-- START --

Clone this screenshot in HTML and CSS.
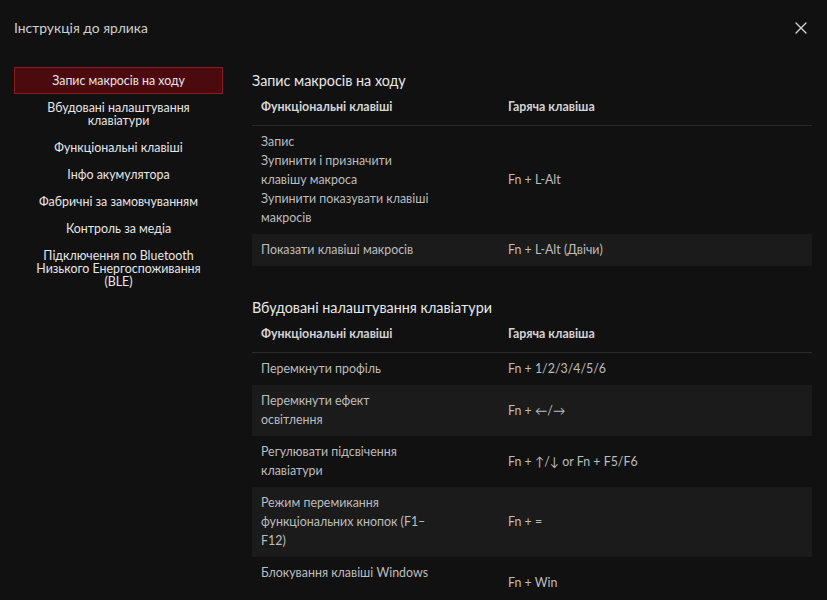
FILE: index.html
```html
<!DOCTYPE html>
<html lang="uk">
<head>
<meta charset="utf-8">
<title>Інструкція до ярлика</title>
<link rel="stylesheet" href="styles.css">
</head>
<body>
<div class="dialog">
  <header class="titlebar">
    <div class="title">Інструкція до ярлика</div>
    <button class="close" aria-label="Закрити">
      <svg width="12" height="12" viewBox="0 0 12 12"><path d="M1 1L11 11M11 1L1 11" stroke="#d2d2d2" stroke-width="1.4" fill="none" stroke-linecap="round"/></svg>
    </button>
  </header>
  <div class="content">
    <nav class="nav">
      <div class="nav-item active">Запис макросів на ходу</div>
      <div class="nav-item">Вбудовані налаштування клавіатури</div>
      <div class="nav-item">Функціональні клавіші</div>
      <div class="nav-item">Інфо акумулятора</div>
      <div class="nav-item">Фабричні за замовчуванням</div>
      <div class="nav-item">Контроль за медіа</div>
      <div class="nav-item">Підключення по Bluetooth Низького Енергоспоживання (BLE)</div>
    </nav>
    <main class="main">
      <section class="section">
        <h2 class="section-title">Запис макросів на ходу</h2>
        <div class="table">
          <div class="row head">
            <div class="cell">Функціональні клавіші</div>
            <div class="cell">Гаряча клавіша</div>
          </div>
          <div class="row">
            <div class="cell">
              <div>Запис</div>
              <div>Зупинити і призначити клавішу макроса</div>
              <div>Зупинити показувати клавіші макросів</div>
            </div>
            <div class="cell">Fn + L-Alt</div>
          </div>
          <div class="row">
            <div class="cell">Показати клавіші макросів</div>
            <div class="cell">Fn + L-Alt (Двічи)</div>
          </div>
        </div>
      </section>
      <section class="section">
        <h2 class="section-title">Вбудовані налаштування клавіатури</h2>
        <div class="table">
          <div class="row head">
            <div class="cell">Функціональні клавіші</div>
            <div class="cell">Гаряча клавіша</div>
          </div>
          <div class="row">
            <div class="cell">Перемкнути профіль</div>
            <div class="cell">Fn + 1/2/3/4/5/6</div>
          </div>
          <div class="row">
            <div class="cell">Перемкнути ефект освітлення</div>
            <div class="cell">Fn + ←/→</div>
          </div>
          <div class="row">
            <div class="cell">Регулювати підсвічення клавіатури</div>
            <div class="cell">Fn + ↑/↓ or Fn + F5/F6</div>
          </div>
          <div class="row">
            <div class="cell">Режим перемикання функціональних кнопок (F1–F12)</div>
            <div class="cell">Fn + =</div>
          </div>
          <div class="row tall">
            <div class="cell top">Блокування клавіші Windows</div>
            <div class="cell">Fn + Win</div>
          </div>
        </div>
      </section>
    </main>
  </div>
</div>
</body>
</html>
```
FILE: styles.css
```css
* { box-sizing: border-box; }
html, body {
  margin: 0;
  padding: 0;
  background: #111111;
  height: 600px;
  overflow: hidden;
}
body {
  font-family: "Lato", "Noto Sans", sans-serif;
  font-size: 12.4px;
  color: #bdbdbd;
}
.titlebar {
  height: 55px;
  display: flex;
  align-items: center;
  justify-content: space-between;
  padding: 0 20px 0 14px;
}
.title {
  font-size: 13.9px;
  color: #cfcfcf;
}
.close {
  background: none;
  border: 0;
  padding: 0;
  width: 12px;
  height: 12px;
  display: flex;
  cursor: pointer;
}
.content {
  display: flex;
  gap: 29px;
  padding: 12px 15px 0 14px;
}
.nav {
  width: 209px;
  flex: none;
  display: flex;
  flex-direction: column;
}
.nav-item {
  text-align: center;
  color: #e6e6e6;
  line-height: 13px;
  padding: 6px 16px;
  border: 1px solid transparent;
}
.nav-item.active {
  background: #4a0a0e;
  border-color: #8a1c22;
}
.main {
  flex: 1;
  padding-top: 4.5px;
}
.section + .section {
  margin-top: 33px;
}
.section-title {
  margin: 0;
  font-size: 14.35px;
  font-weight: 400;
  line-height: 17px;
  color: #e8e8e8;
}
.row {
  display: grid;
  grid-template-columns: 247px 1fr;
  align-items: center;
  padding: 6.5px 0;
  line-height: 19px;
}
.row:nth-child(odd):not(.head) {
  background: #1b1b1b;
}
.row.head {
  padding: 8px 0 9px;
  font-weight: 700;
  color: #d4d4d4;
  border-bottom: 1px solid #2a2a2a;
}
.cell {
  padding-left: 9px;
}
.row:not(.head) .cell:first-child {
  max-width: 177px;
}
.row.tall {
  min-height: 51px;
}
.cell.top {
  align-self: start;
}
```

-- END --

Exercise -
What is needed is an exact reproduction of the data, pictures excluded.

Answer to the problem -
Clone this screenshot in HTML and CSS.
FILE: index.html
```html
<!DOCTYPE html>
<html lang="uk">
<head>
<meta charset="utf-8">
<title>Інструкція до ярлика</title>
<link rel="stylesheet" href="styles.css">
</head>
<body>
<div class="dialog">
  <header class="titlebar">
    <div class="title">Інструкція до ярлика</div>
    <button class="close" aria-label="Закрити">
      <svg width="12" height="12" viewBox="0 0 12 12"><path d="M1 1L11 11M11 1L1 11" stroke="#d2d2d2" stroke-width="1.4" fill="none" stroke-linecap="round"/></svg>
    </button>
  </header>
  <div class="content">
    <nav class="nav">
      <div class="nav-item active">Запис макросів на ходу</div>
      <div class="nav-item">Вбудовані налаштування клавіатури</div>
      <div class="nav-item">Функціональні клавіші</div>
      <div class="nav-item">Інфо акумулятора</div>
      <div class="nav-item">Фабричні за замовчуванням</div>
      <div class="nav-item">Контроль за медіа</div>
      <div class="nav-item">Підключення по Bluetooth Низького Енергоспоживання (BLE)</div>
    </nav>
    <main class="main">
      <section class="section">
        <h2 class="section-title">Запис макросів на ходу</h2>
        <div class="table">
          <div class="row head">
            <div class="cell">Функціональні клавіші</div>
            <div class="cell">Гаряча клавіша</div>
          </div>
          <div class="row">
            <div class="cell">
              <div>Запис</div>
              <div>Зупинити і призначити клавішу макроса</div>
              <div>Зупинити показувати клавіші макросів</div>
            </div>
            <div class="cell">Fn + L-Alt</div>
          </div>
          <div class="row">
            <div class="cell">Показати клавіші макросів</div>
            <div class="cell">Fn + L-Alt (Двічи)</div>
          </div>
        </div>
      </section>
      <section class="section">
        <h2 class="section-title">Вбудовані налаштування клавіатури</h2>
        <div class="table">
          <div class="row head">
            <div class="cell">Функціональні клавіші</div>
            <div class="cell">Гаряча клавіша</div>
          </div>
          <div class="row">
            <div class="cell">Перемкнути профіль</div>
            <div class="cell">Fn + 1/2/3/4/5/6</div>
          </div>
          <div class="row">
            <div class="cell">Перемкнути ефект освітлення</div>
            <div class="cell">Fn + ←/→</div>
          </div>
          <div class="row">
            <div class="cell">Регулювати підсвічення клавіатури</div>
            <div class="cell">Fn + ↑/↓ or Fn + F5/F6</div>
          </div>
          <div class="row">
            <div class="cell">Режим перемикання функціональних кнопок (F1–F12)</div>
            <div class="cell">Fn + =</div>
          </div>
          <div class="row tall">
            <div class="cell top">Блокування клавіші Windows</div>
            <div class="cell">Fn + Win</div>
          </div>
        </div>
      </section>
    </main>
  </div>
</div>
</body>
</html>
```
FILE: styles.css
```css
* { box-sizing: border-box; }
html, body {
  margin: 0;
  padding: 0;
  background: #111111;
  height: 600px;
  overflow: hidden;
}
body {
  font-family: "Lato", "Noto Sans", sans-serif;
  font-size: 12.4px;
  color: #bdbdbd;
}
.titlebar {
  height: 55px;
  display: flex;
  align-items: center;
  justify-content: space-between;
  padding: 0 20px 0 14px;
}
.title {
  font-size: 13.9px;
  color: #cfcfcf;
}
.close {
  background: none;
  border: 0;
  padding: 0;
  width: 12px;
  height: 12px;
  display: flex;
  cursor: pointer;
}
.content {
  display: flex;
  gap: 29px;
  padding: 12px 15px 0 14px;
}
.nav {
  width: 209px;
  flex: none;
  display: flex;
  flex-direction: column;
}
.nav-item {
  text-align: center;
  color: #e6e6e6;
  line-height: 13px;
  padding: 6px 16px;
  border: 1px solid transparent;
}
.nav-item.active {
  background: #4a0a0e;
  border-color: #8a1c22;
}
.main {
  flex: 1;
  padding-top: 4.5px;
}
.section + .section {
  margin-top: 33px;
}
.section-title {
  margin: 0;
  font-size: 14.35px;
  font-weight: 400;
  line-height: 17px;
  color: #e8e8e8;
}
.row {
  display: grid;
  grid-template-columns: 247px 1fr;
  align-items: center;
  padding: 6.5px 0;
  line-height: 19px;
}
.row:nth-child(odd):not(.head) {
  background: #1b1b1b;
}
.row.head {
  padding: 8px 0 9px;
  font-weight: 700;
  color: #d4d4d4;
  border-bottom: 1px solid #2a2a2a;
}
.cell {
  padding-left: 9px;
}
.row:not(.head) .cell:first-child {
  max-width: 177px;
}
.row.tall {
  min-height: 51px;
}
.cell.top {
  align-self: start;
}
```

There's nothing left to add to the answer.